We also specify functions to hold our solution: a mixed velocity-pressure function, and the initial temperature field which represents a synthetic mantle temperature distribution.
z = Function(Z)
u, p = z.subfunctions
u.rename("Velocity")
p.rename("Pressure")
T = Function(Q, name="Temperature")
For the initial temperature field we use a mathematical expression:
$$ T(x, y) = 0.5 \left( \text{erf}\left((1 - y) \cdot 3.0\right) + \text{erf}\left(-y \cdot 3.0\right) + 1 \right) + 0.1 \exp \left( -0.5 \left( \frac{(x - 0.5)^2 + (y - 0.2)^2}{0.1^2} \right) \right)$$
The first two term of this equation represent the 1-D radial profile, with to error functions that represent the thermal boundary layers, and a Gaussian anomaly close to the mantle. This initial state is chosen, such that after 80 time steps we would have a temperature field representing a plume-like structure in the domain.
X = SpatialCoordinate(mesh)
T.interpolate(
0.5 * (erf((1 - X[1]) * 3.0) + erf(-X[1] * 3.0) + 1) +
0.1 * exp(-0.5 * ((X - as_vector((0.5, 0.2))) / Constant(0.1)) ** 2)
)
Coefficient(WithGeometry(FunctionSpace(<firedrake.mesh.ExtrudedMeshTopology object at 0x7538b2e57ef0>, TensorProductElement(FiniteElement('Lagrange', interval, 2), FiniteElement('Lagrange', interval, 2), cell=TensorProductCell(interval, interval)), name=None), Mesh(VectorElement(TensorProductElement(FiniteElement('Lagrange', interval, 1), FiniteElement('Lagrange', interval, 1), cell=TensorProductCell(interval, interval)), dim=2), 3)), 9)

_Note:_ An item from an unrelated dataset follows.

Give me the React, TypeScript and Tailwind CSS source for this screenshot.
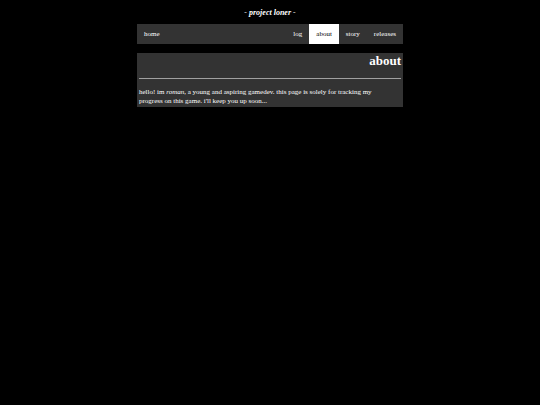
import React from 'react';

type NavItem = {
  label: string;
  href: string;
  active?: boolean;
};

const NAV_ITEMS: NavItem[] = [
  { label: 'log', href: '#log' },
  { label: 'about', href: '#about', active: true },
  { label: 'story', href: '#story' },
  { label: 'releases', href: '#releases' },
];

function NavLink({ label, href, active }: NavItem) {
  return (
    <a
      href={href}
      aria-current={active ? 'page' : undefined}
      className={active ? 'block bg-white px-[7px] py-1.5 text-black' : 'block px-[7px] py-1.5 text-white hover:bg-[#111111]'}
    >
      {label}
    </a>
  );
}

export default function App() {
  return (
    <div className="min-h-screen bg-black px-1 pt-2 font-['Liberation_Serif',serif] text-[7px] leading-2 text-white">
      <div className="mx-auto w-1/2">
        <header className="text-center">
          <h1 className="text-[8px] leading-[9px] font-bold italic">- project loner -</h1>
        </header>

        <nav className="mt-[7px] flex justify-between bg-[#333333]">
          <NavLink label="home" href="#home" />
          <div className="flex">
            {NAV_ITEMS.map((item) => (
              <NavLink key={item.label} {...item} />
            ))}
          </div>
        </nav>

        <main className="mt-[9px] bg-[#333333] px-0.5 pb-px">
          <h2 className="text-right text-[13px] leading-4 font-bold">about</h2>
          <hr className="mt-[9px] border-[#a0a0a0]" />
          <p className="mt-[9px] pr-2 leading-[9px]">
            hello! im <em>roman</em>, a young and aspiring gamedev. this page is solely for tracking my progress on this
            game. i'll keep you up soon...
          </p>
        </main>
      </div>
    </div>
  );
}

Calculating the Layer Average¶
We calculate the layer average of the initial state. This average temperature will serve as a regularisation constraint in the inversion process.
Taverage = Function(Q1, name="Average Temperature")
averager = LayerAveraging(
mesh, np.linspace(0, 1.0, 150 * 2), quad_degree=6
)
averager.extrapolate_layer_average(Taverage, averager.get_layer_average(T))
Checkpointing of fields¶
We checkpoint the velocity field and temperature initially and finally to capture the essential states of our simulation. This allows us to retrieve these states later using the indices and timestepping history, which are crucial for the adjoint inversion process. By saving the initial state, we can compare it against the final state to see how the system evolved, which is analogous to how seismic tomography uses initial models to interpret Earth's interior after simulation.
checkpoint_file = CheckpointFile("adjoint-demo-checkpoint-state.h5", "w")
checkpoint_file.save_mesh(mesh)
checkpoint_file.save_function(Taverage, name="Average Temperature", idx=0)
checkpoint_file.save_function(T, name="Temperature", idx=0)
Physical Setup¶
We define the Rayleigh number and physical approximation for the Boussinesq approximation. This sets up the basic physical parameters for our simulation.
Ra = Constant(1e6)
approximation = BoussinesqApproximation(Ra)
delta_t = Constant(4e-6)
timesteps = 80
Boundary Conditions¶
We specify the boundary conditions for the Stokes and temperature problems. These conditions are crucial for ensuring the physical realism of our simulation. A higher temperature is imposed on the bottom boundary than the top, setting up a convective circulation. Because our simulation takes place in a closed box, we eliminate the constant pressure nullspace.
stokes_bcs = {
bottom_id: {"uy": 0},
top_id: {"uy": 0},
left_id: {"ux": 0},
right_id: {"ux": 0},
}
temp_bcs = {
bottom_id: {"T": 1.0},
top_id: {"T": 0.0},
}
Z_nullspace = create_stokes_nullspace(Z, closed=True, rotational=False)
Solvers¶
We set up solvers for the energy and Stokes systems. These solvers will be used to advance the simulation in time and solve the governing equations.
energy_solver = EnergySolver(
T, u, approximation, delta_t, ImplicitMidpoint, bcs=temp_bcs
)
stokes_solver = StokesSolver(
z,
T,
approximation,
bcs=stokes_bcs,
nullspace=Z_nullspace,
transpose_nullspace=Z_nullspace,
constant_jacobian=True,
)
Time Loop¶
We perform the time loop to solve the forward problem. During this loop, we solve the Stokes and energy systems, save the velocity field for later use, and periodically output the results.
for timestep in range(0, timesteps):
stokes_solver.solve()
energy_solver.solve()
# Store the velocity field for use in the adjoint problem.
checkpoint_file.save_function(u, name="Velocity", idx=timestep, timestepping_info={"index": float(timestep), "delta_t": float(delta_t)})
# Save the final temperature field to the checkpoint file.
checkpoint_file.save_function(T, name="Temperature", idx=timesteps - 1)
checkpoint_file.close()
This concludes the forward simulation to generate reference fields for the adjoint inversion. The final temperature field, after being convected forward for 80 timesteps, serves as the reference temperature field, analogous to a seismic tomography image, which allows us to study plume formation and other mantle dynamics features.